シリアの紛争をテーマに現地の様子をリアルに伝える全天球 WebGL ドキュメンタリー
その現実をリアルに世界へと配信する
今回ご紹介するのは、紛争地域の現状をリアルに伝えるドキュメンタリー風のコンテンツで、WebGL を利用することで現地の様子を高い現実感で配信することに成功しています。
最近では、全天球を利用した、全方位を VR モードで閲覧できるコンテンツが非常に増えてきています。今回のコンテンツは、本格的なヘッドマウントディスプレイを利用した WebVR API にも対応しているようですね。

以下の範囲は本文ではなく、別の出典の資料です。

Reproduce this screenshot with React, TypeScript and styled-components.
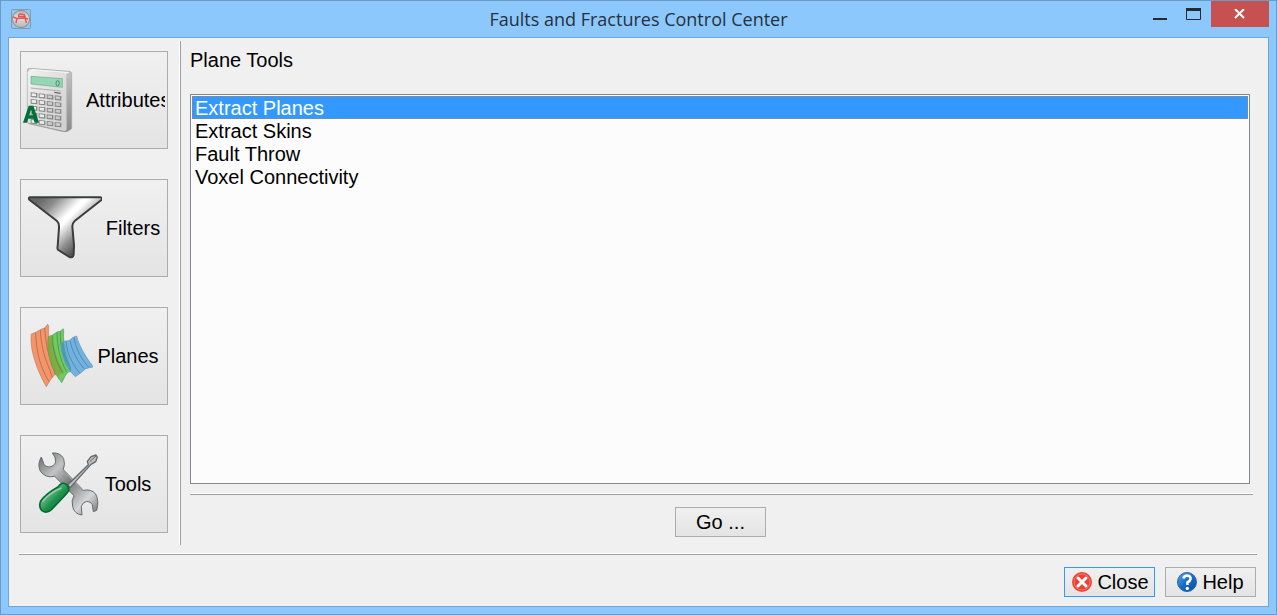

もちろん、通常どおり PC のブラウザを使っての閲覧もできるようになっていますので、安心してご覧いただければと思います。
凄惨な街の状態も痛々しいほどに伝わってくる
今回のサイトは、シリアという国とその周辺で起こっている様々な紛争などに関する一種のドキュメンタリーであり、その悲惨な現実を広く世界に配信するためのコンテンツだと思います。
多くのジャーナリストや活動家が関わっているサイトのようで、使われているリソースもかなりリアリティのある、まさにシリアの今を切り取ったようなものが多くなっています。
サイトの入口ではまず、通常の Desktop などによる WebGL モードか、ヘッドマウントディスプレイを使った VR モードか、いずれかを選択します。
また、以下の画像にあるように、音声も流れるので、音が聞こえる環境にしたほうが、より体験の質を高めることができるでしょう。※ただし英語です
サイトの構成としては、まずはポータルのような部屋が用意されていて、そこでコンテンツを選択したあと、全天球に画像を貼り付けた VR 用のシーンが出てくるような構造になっています。
ポータルな部屋のようになっているところでは、スクリーンが周囲に並んでいるかのような風景になっていて、真っ暗な背景が、どことなく悲しげな雰囲気を演出しています。
シーンがいくつかに別れているようですが、一度コンテンツがスタートすると、ある程度は自動的に進んでいくような感じになっているので、あまり深く考えずに最初のチャプターを選ぶのがいいかもしれません。
実際に全天球の WebGL によるレンダリングがスタートすると、もうここからは、あまり CG としてどうだとか、WebGL の実装としてどうだとか、そういう野暮なことがあんまり言えないような心理的状態になりますね。
街を埋め尽くす瓦礫や、立ち尽くす人々がハッキリと写っている写真の数々には、思わず息を呑むような迫力があります。
VR モードにすれば、より現実に近い、リアルな距離感で風景を眺めることができると思います。
PC で眺めているときはマウスのドラッグ操作などで視点を動かすことができます。
全天球モードでページを開いている間は、英語の音声が流れていて、いろいろとシリアについての情報を聞くことができます。
また、最初のほうでも出てきたポータルのような部屋には、映画館のスクリーンのようにして並んでいるエピソード一覧のほかに、WebGL でミサイルの形状を立体的に表現したデモなども置いてあります。
単に画像を見せるだけではなく、立体であることを活かして、三次元的に資料を作って見せていくというのは、かなり効果的な情報の提示の仕方だなと感じました。
やっぱりこういうものが目に入ると、妙にリアリティが増しますね。
今回のサイトは、いつも紹介しているようなエンターテイメント性を重視したものではなく、どちらかというとドキュメンタリー色の強い内容です。
シリアはニュースで見聞きすることはあっても、我々日本人にとっては、なかなか現実感を伴って見ることの難しい遠い国です。
しかし、こうして立体的に、しかも VR モードなどでハッキリと惨状を見せつけられてしまうと、たとえそれがブラウザ越しのものであってもいろいろと考えさせられる人も多いのではないでしょうか。
WebVR API を利用しているという意味で、技術的なところも先進的な取り組みを行なっているサイトです。ぜひみなさんもチェックしてみてください。